Let $X$ be a smooth projective variety over an algebraically closed field $k$, and suppose $\dim X=3$. Let $D$ be an effective, very ample divisor and let $x\in X$ be a point. Then is it true that for any prime divisor $S\subseteq X$ which properly intersects $D$ (i.e. $S$ isn't contained in $D$) we have $D^2.S\geq(\operatorname{mult}_x D)^2\cdot\operatorname{mult}_x S$?
I can see that if $\dim X=2$, then $D.S\geq \operatorname{mult}_x D\cdot\operatorname{mult}_x S$. But is the above analogue statement also true? If yes, how to prove it?
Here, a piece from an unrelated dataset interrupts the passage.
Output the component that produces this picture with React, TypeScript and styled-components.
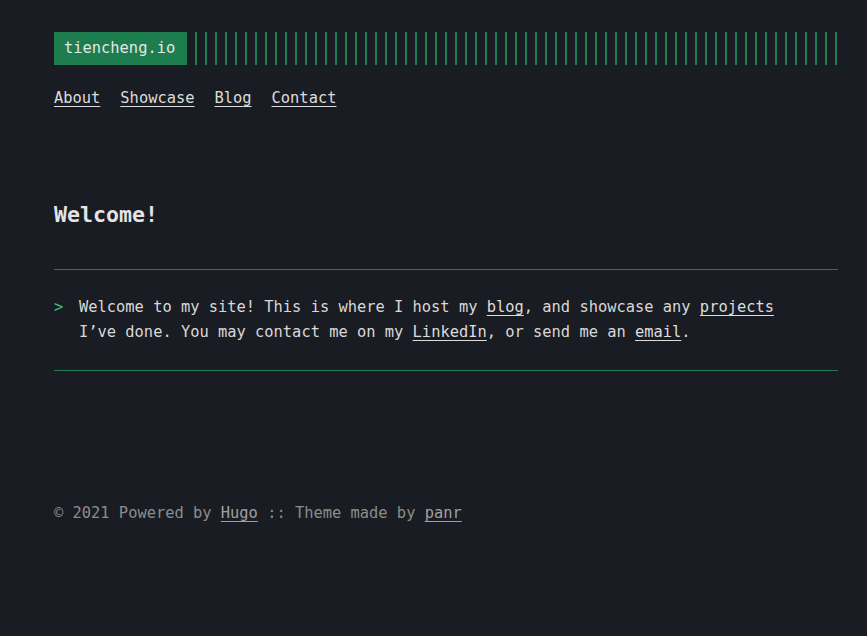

What I tried is the following: let $\pi:\widetilde{X}\to X$ be the blow-up of $X$ at $x$, and denote by $\widetilde{D}$ resp. $\widetilde{S}$ the strict transforms of $D$ resp. $S$. Also, denote by $E$ the exceptional divisor, and $\alpha=\operatorname{mult}_x D$ and $\mu=\operatorname{mult}_x S$. Then we have $$ D^2.S=(\pi^*D)^2.\pi^*S=(\widetilde{D}+\alpha E)^2.(\widetilde{S}+\mu E)=\widetilde{D}^2.\widetilde{S}+\alpha^2\mu. $$ So the statement would follow if $\widetilde{D}^2.\widetilde{S}\geq 0$, however why should this hold?